Actually, I think a one Arm core would do just fine for here.
But it does show how useful a second core might be in some cases for an embedded processor.

Jerry, KE7ER


On Thu, Jan 21, 2021 at 08:02 PM, Tom, wb6b wrote:
At one time all sorts of PhD theses were written on how to refactor algorithms to work with multiple processors, and if a general multiprocessor architecture and automatic multiprocessor compliers would ever be developed. 
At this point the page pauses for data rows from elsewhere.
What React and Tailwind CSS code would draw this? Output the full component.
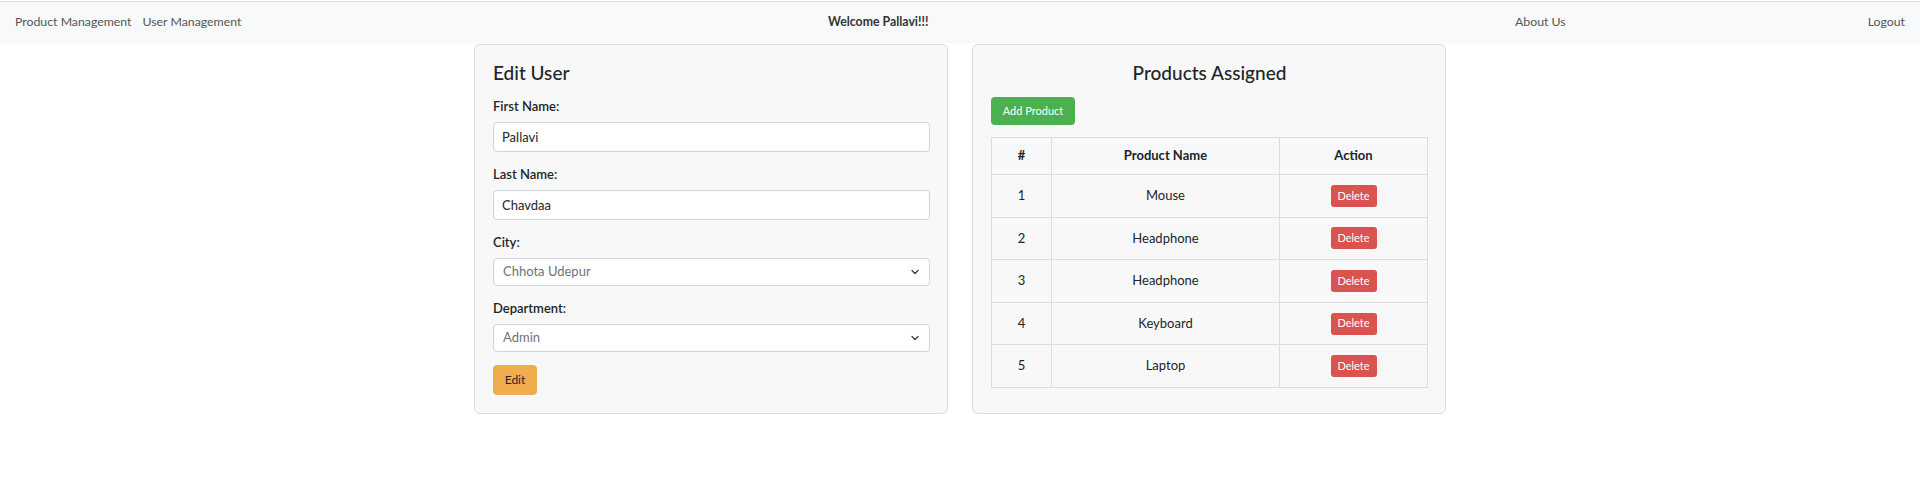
import React from 'react';

const products = [
  { id: 1, name: 'Mouse' },
  { id: 2, name: 'Headphone' },
  { id: 3, name: 'Headphone' },
  { id: 4, name: 'Keyboard' },
  { id: 5, name: 'Laptop' },
];

const Chevron = () => (
  <svg
    className="pointer-events-none absolute right-[10px] top-1/2 -translate-y-1/2"
    width="10"
    height="8"
    viewBox="0 0 16 16"
  >
    <path d="M2 5l6 6 6-6" fill="none" stroke="#343a40" strokeWidth="2.5" strokeLinecap="round" strokeLinejoin="round" />
  </svg>
);

const Field = ({ label, children }) => (
  <div className="mb-[13px]">
    <label className="mb-[6px] block font-semibold leading-[19px] text-[#212529]">{label}</label>
    {children}
  </div>
);

const TextInput = ({ value }) => (
  <input
    type="text"
    defaultValue={value}
    className="block h-[30px] w-full rounded-[4px] border border-[#ced4da] bg-white px-[8px] text-[#212529] outline-none"
  />
);

const Select = ({ value }) => (
  <div className="relative">
    <select
      defaultValue={value}
      className="block h-[28px] w-full appearance-none rounded-[4px] border border-[#ced4da] bg-white pl-[9px] text-[#6c757d] outline-none"
    >
      <option value={value}>{value}</option>
    </select>
    <Chevron />
  </div>
);

export default function App() {
  return (
    <div className="min-h-screen bg-white pt-px font-['Lato',sans-serif] text-[13px] text-[#212529]">
      {/* navbar */}
      <nav className="flex h-[42px] items-center justify-between border-t border-[#dee2e6] bg-[#f8f9fa] px-[15px] text-[12.3px] text-[#555]">
        <div className="flex gap-[11px]">
          <span>Product Management</span>
          <span>User Management</span>
        </div>
        <span className="font-bold text-[#333]">Welcome Pallavi!!!</span>
        <div className="flex gap-[302px]">
          <span>About Us</span>
          <span>Logout</span>
        </div>
      </nav>

      <div className="mt-px flex justify-center gap-[24px]">
        {/* edit user card */}
        <div className="w-[474px] rounded-[6px] border border-[#dcdcdc] bg-[#f8f8f8] pb-[18px] pl-[18px] pr-[17px] pt-[16px]">
          <h4 className="mb-[12px] text-[19px] font-medium leading-[24px] text-[#212529]">Edit User</h4>
          <Field label="First Name:">
            <TextInput value="Pallavi" />
          </Field>
          <Field label="Last Name:">
            <TextInput value="Chavdaa" />
          </Field>
          <Field label="City:">
            <Select value="Chhota Udepur" />
          </Field>
          <Field label="Department:">
            <Select value="Admin" />
          </Field>
          <button className="h-[30px] w-[44px] rounded-[4px] bg-[#f0ad4e] text-[12px] text-[#212529]">Edit</button>
        </div>

        {/* products card */}
        <div className="w-[474px] rounded-[6px] border border-[#dcdcdc] bg-[#f8f8f8] pl-[18px] pr-[17px] pt-[16px]">
          <h4 className="mb-[12px] text-center text-[19px] font-medium leading-[24px] text-[#212529]">
            Products Assigned
          </h4>
          <button className="h-[28px] w-[84px] rounded-[4px] bg-[#4caf50] text-[11px] text-white">Add Product</button>
          <table className="mt-[12px] w-full border-collapse text-center">
            <thead>
              <tr className="h-[37px] bg-[#f7f8fa]">
                <th className="w-[60px] border border-[#dddddd] font-bold">#</th>
                <th className="w-[228px] border border-[#dddddd] font-bold">Product Name</th>
                <th className="border border-[#dddddd] font-bold">Action</th>
              </tr>
            </thead>
            <tbody>
              {products.map((p) => (
                <tr key={p.id} className="h-[42.6px]">
                  <td className="border border-[#dddddd]">{p.id}</td>
                  <td className="border border-[#dddddd]">{p.name}</td>
                  <td className="border border-[#dddddd]">
                    <button className="h-[22px] w-[46px] rounded-[3px] bg-[#d9534f] text-[11px] text-white">Delete</button>
                  </td>
                </tr>
              ))}
            </tbody>
          </table>
        </div>
      </div>
    </div>
  );
}
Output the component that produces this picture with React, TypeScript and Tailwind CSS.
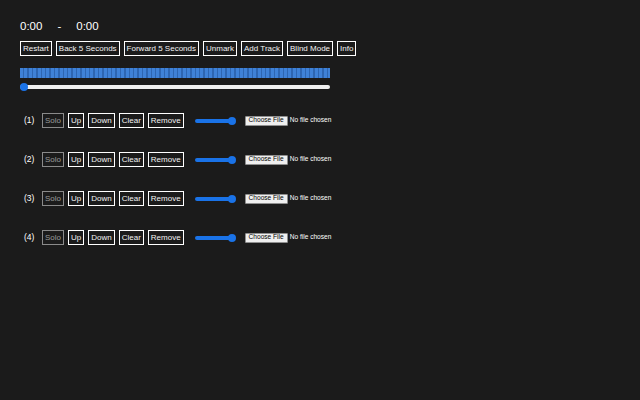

Come to the present time. Multicore CPUs really mostly are used to make it easier (and faster) for operating systems to more efficiently handle multiple programs a bit more simultaneously than a single core could. A single core has to stop and do a context switch, on a schedule of some sort, to make it look like multiple things are running at the same time. Multiple cores allow multiple programs to continue in different core and keep the time one program is locking another program out of a shared resource to a minimum.

If you are writing a simple program, like is frequently done with the Arduino environment, you will likely get no advantage with multiple cores. 

If you add in a RTOS and let it handle your overall program with separate processes for handling different functions in your project, then the multiple cores will get used.

A good example is the GUI. The TFT display and touch screen may be running as a separate program/process/thread while reading your sensors or sending values to the frequency synthesizers, reading voltages, buttons or clicking relays would be primarily be using a different core. An RTOS design would generally put each of these in a separate process (rather than the Arduino "big loop") and would schedule them, as many as can be run, at the same time based on the number of cores the microprocessor has. 

Multi cores have been the primary solution to hitting the wall on clock speeds. We reached a point where chips would melt down into blobs of silicon, if we tried to speed up our single core processor chips. Multiple cores allow increasing the processing capability (where an operating system is running many tasks) at manageable power levels in the chip.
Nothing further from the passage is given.